Data lines:

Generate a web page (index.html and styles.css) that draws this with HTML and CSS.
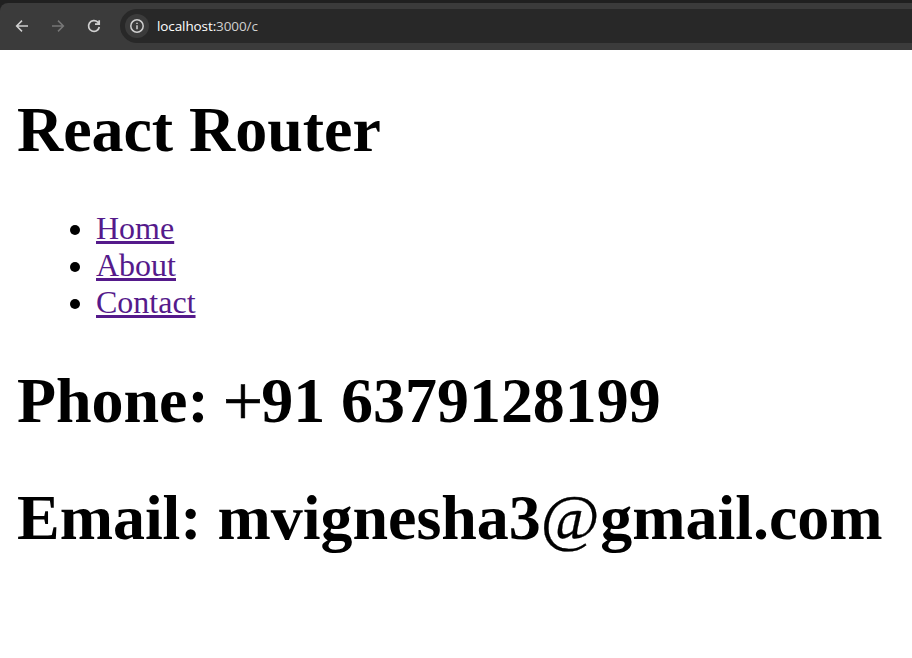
FILE: index.html
```
<!DOCTYPE html>
<html lang="en">
<head>
<meta charset="utf-8">
<title>React Router</title>
<link rel="stylesheet" href="styles.css">
</head>
<body>
<header class="frame">
  <div class="toolbar">
    <svg class="icon back" viewBox="0 0 16 16"><path d="M14 8H3M8 2.6L2.6 8 8 13.4"/></svg>
    <svg class="icon forward" viewBox="0 0 16 16"><path d="M2 8H13M8 2.6L13.4 8 8 13.4"/></svg>
    <svg class="icon reload" viewBox="0 0 16 16"><path d="M13.3 9a5.4 5.4 0 1 1-1.5-4.8L13 5.5M13.2 2.2V6.2H9"/></svg>
    <div class="address">
      <span class="site-info"><svg class="icon" viewBox="0 0 16 16"><circle cx="8" cy="8" r="6.2"/><path d="M8 7.2v4M8 4.7v1.4"/></svg></span>
      <span class="url">localhost:<span class="path">3000/c</span></span>
    </div>
  </div>
</header>
<main class="page">
  <h1>React Router</h1>
  <ul class="links">
    <li><a href="#">Home</a></li>
    <li><a href="#">About</a></li>
    <li><a href="#">Contact</a></li>
  </ul>
  <h1>Phone: <span class="plus">+</span>91 6379128199</h1>
  <h1>Email: mvignesha3<span class="at">@</span>gmail.com</h1>
</main>
</body>
</html>
```
FILE: styles.css
```
* { box-sizing: border-box; }
body { margin: 0; background: #fff; color: #000; font-family: "Liberation Serif", serif; overflow: hidden; }
.frame { height: 50px; padding-top: 3px; background: #202020; }
.toolbar { height: 47px; display: flex; align-items: center; padding: 0 0 1px 14px; background: #3b3b3b; border-radius: 8px 0 0 0; }
.icon { width: 16px; height: 16px; flex: none; fill: none; stroke: #d0d0d0; stroke-width: 1.5; }
.forward { margin-left: 20px; stroke: #777; }
.reload { margin-left: 20px; stroke-width: 1.7; }
.address { flex: 1; height: 34px; margin-left: 18px; padding-left: 5px; display: flex; align-items: center; background: #282828; border-radius: 17px 0 0 17px; }
.site-info { width: 24px; height: 24px; display: flex; align-items: center; justify-content: center; border-radius: 50%; background: #3b3b3b; }
.url { margin-left: 8px; font: 13.5px/20px "Open Sans", sans-serif; letter-spacing: -0.1px; color: #fff; }
.path { color: #d0d0d0; }
.page { padding: 0 17px; }
h1 { margin: 43px 0; font-size: 64px; line-height: 74px; letter-spacing: -0.04px; white-space: nowrap; }
.plus, .at { display: inline-block; font-weight: 400; }
.plus { width: 36.5px; transform: scale(1.12); -webkit-text-stroke: 0.6px #000; }
.at { width: 59.5px; -webkit-text-stroke: 0.3px #000; }
.links { margin: 43px 0; padding-left: 79px; font-size: 32px; line-height: 37px; }
.links a { color: #551a8b; text-underline-offset: 2px; text-decoration-thickness: 3px; }
```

Job: Search the data for the string "page". List each line that has it.

Response:
Generate a web page (index.html and styles.css) that draws this with HTML and CSS.
<main class="page">
.page { padding: 0 17px; }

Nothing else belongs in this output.